Even though mom has literally just finished eating she suggests we go out for Mexican food. I put some warmer clothes on her and get her into the car. This is always a challenging maneuver but I am pretty experienced at it by now. First of all you have to make sure you have enough space on the passenger side of the car to pull the wheelchair up close to the door, then I open the door, and help her transfer from the chair to the car. I am very lucky she can still manage to do this without too much help, just something to hold on to. Then I buckled her in and close the door, then run around to the back, fold up the wheelchair, and heave it into the boot.
Then I run back around to the driver’s side and get in. We repeat this in reverse to get out. I take her to the Tacos Del Norte restaurant not far from her nursing home that we usually go to. I don’t like the sound of her cough so I ask for some hot tea and honey, they bring me agave syrup and lemon. It is perfect. I have veggie fajitas and she has a little soup and we demolish an entire basket of corn chips and salsa. It’s just like old times. As the eldest daughter of a solo mum, mom and I have always been besties.
We again repeat the elaborate minuit not of citational politics but of the car and wheelchair manoeuvres, I drive her back to her nursing home, and more wheelchair/car hijinks ensue. Visiting hours are technically over so we have to wait to be let in, while alarms buzz form multiple corners of the corridor. I push her back into the lift to the 3rd floor. It’s about 8:15pm. I ask her if she wants to hang out in the dining room and watch tv or go to her room. She says ‘I think I’ll go to bed’ but the nurse says ‘No it’s too early! If you try to put her to bed now she’ll just wheel herself back out here. She likes to watch tv.”.
There is a strange performative nature to it all – the nurse wants me to know she knows my mother’s habits better than I do. They have a right to want to assert this power dynamic – they are not well paid; caregiving is thankless work. I do not begrudge this performance. All I can think is ‘thank you – thank you for caring for my mother when I haven’t been able to.’. Damn don’t need to tell me twice who’s the boss bish up in this long term care facility! It surely is not my absent ass.

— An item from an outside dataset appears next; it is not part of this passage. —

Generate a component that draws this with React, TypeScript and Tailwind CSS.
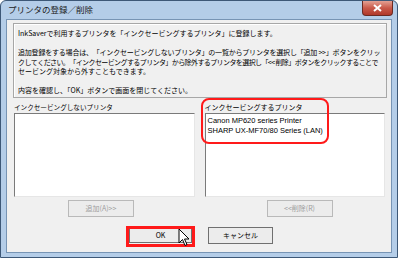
import React from 'react';

const jp = { fontFamily: '"Noto Sans CJK JP", "Liberation Sans", sans-serif' };

function WinButton({ label, disabled, className = '' }: { label: string; disabled?: boolean; className?: string }) {
  return (
    <div
      className={`flex items-center justify-center border bg-[#ececec] text-[7px] ${
        disabled ? 'border-[#b9b9b9] text-[#9d9d9d]' : 'border-[#707070] text-black'
      } ${className}`}
    >
      {label}
    </div>
  );
}

// spreads one line of text evenly across a fixed width, like the dialog's wrapped lines
function SpreadLine({ text, className = '' }: { text: string; className?: string }) {
  return (
    <div className={`flex justify-between tracking-[-0.6px] ${className}`}>
      {Array.from(text).map((ch, i) => (
        <span key={i} className="whitespace-pre">{ch}</span>
      ))}
    </div>
  );
}

export default function App() {
  return (
    <div className="w-[400px] h-[260px] bg-white" style={jp}>
      <div className="relative w-[398px] h-[258px] rounded-t-[6px] border border-[#3d5877] bg-[#b4cde8] flex flex-col px-[5px] pb-[4px]">
        {/* title bar */}
        <div className="h-[18px] flex items-start justify-between shrink-0">
          <span className="mt-[2px] ml-[2px] text-[8.5px] leading-[12px] text-[#1b1b1b]">プリンタの登録／削除</span>
          <div className="mr-[-1px] w-[31px] h-[15px] rounded-b-[4px] border border-t-0 border-[#6b2a22] bg-gradient-to-b from-[#e3a093] via-[#c9594a] to-[#b0382a] flex items-center justify-center">
            <svg width="9" height="8" viewBox="0 0 9 8">
              <path d="M1 1 L8 7 M8 1 L1 7" stroke="#fff" strokeWidth="2" />
            </svg>
          </div>
        </div>

        {/* client area */}
        <div className="flex-1 border border-[#7794b4] bg-[#f0f0f0] flex flex-col pt-[3px] px-[6px]">
          <div className="w-[374px] h-[75px] overflow-hidden border border-[#a7a7a7] shadow-[inset_1px_1px_0_#fff] px-[4px] pt-[5px] text-[7px] leading-[9.5px] text-black whitespace-nowrap">
            <p>InkSaverで利用するプリンタを「インクセービングするプリンタ」に登録します。</p>
            <SpreadLine
              className="mt-[9.5px] w-[362px]"
              text="追加登録をする場合は、「インクセービングしないプリンタ」の一覧からプリンタを選択し「追加 >>」ボタンをクリッ"
            />
            <SpreadLine
              className="w-[359px]"
              text="クしてください。「インクセービングするプリンタ」から除外するプリンタを選択し「<< 削除」ボタンをクリックすることで"
            />
            <p>セービング対象から外すこともできます。</p>
            <p className="mt-[9.5px]">内容を確認し、「OK」ボタンで画面を閉じてください。</p>
          </div>

          <div className="mt-[3px] flex gap-[10px] pl-[1px]">
            <div className="w-[181px] flex flex-col">
              <div className="h-[12px] text-[6.6px] leading-[12px]">インクセービングしないプリンタ</div>
              <div className="h-[84px] border border-t-[#7a7a7a] border-l-[#7a7a7a] border-r-[#e6e6e6] border-b-[#e6e6e6] bg-white" />
              <WinButton label="追加(A)>>" disabled className="mt-[3px] ml-[54px] w-[66px] h-[17px]" />
            </div>
            <div className="w-[181px] flex flex-col">
              <div className="h-[12px] text-[7px] leading-[12px]">インクセービングするプリンタ</div>
              <div
                className="h-[84px] border border-t-[#7a7a7a] border-l-[#7a7a7a] border-r-[#e6e6e6] border-b-[#e6e6e6] bg-white px-[2px] pt-[2px] text-[7.5px] leading-[10px]"
                style={{ fontFamily: '"Liberation Sans", "Noto Sans CJK JP", sans-serif' }}
              >
                <div>Canon MP620 series Printer</div>
                <div>SHARP UX-MF70/80 Series (LAN)</div>
              </div>
              <WinButton label="<<削除(R)" disabled className="mt-[3px] ml-[62px] w-[66px] h-[17px]" />
            </div>
          </div>

          <div className="mt-[10px] flex gap-[16px] pl-[116px]">
            <WinButton label="OK" className="w-[63px] h-[16px]" />
            <WinButton label="キャンセル" className="w-[65px] h-[17px]" />
          </div>
        </div>

        {/* annotations */}
        <div className="absolute left-[200px] top-[97px] w-[128px] h-[46px] rounded-[8px] border-2 border-[#ff1a1a]" />
        <div className="absolute left-[125px] top-[225px] w-[69px] h-[21px] border-[3px] border-[#ff1a1a]" />
        <svg className="absolute left-[177px] top-[227px]" width="12" height="19" viewBox="0 0 12 19">
          <path d="M1 1 L1 15 L4.5 11.5 L7 17.5 L9 16.5 L6.5 11 L11 11 Z" fill="#fff" stroke="#000" strokeWidth="1" strokeLinejoin="round" />
        </svg>
      </div>
    </div>
  );
}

So I kiss her soft skin goodnight and leave her in the dining room. It’s not the worst place where she is, there are good people there. But it’s a for profit health care system, exploiting not only the resident but the workers.
I drive home and stop at the only independently owned supermarket on my way back. Not factory-farmed milk is $7 USD/ $15 NZD for 2 litres but I feel like it’s worth it. I spend 20 minutes looking at the Mexican and Polish tea selections. I have slept 4 hours in the last 34 and I am beginning to feel delirious. But honestly it’s one of the best tea selections I have ever seen in a super market. I lot of them are only labelled in Polish or Spanish but I can usually figure out what they are. I am so sleep deprived I want to buy them all but I settle on a lemon ginger one for mum’s cough and an orange hibiscus rosehip blend for myself. I am the last customer in the super market and they are closing as I pay.
I drive back to Park Ridge and I lay down in what I am wearing and as soon my head hits the pillow I am asleep. Welcome to America.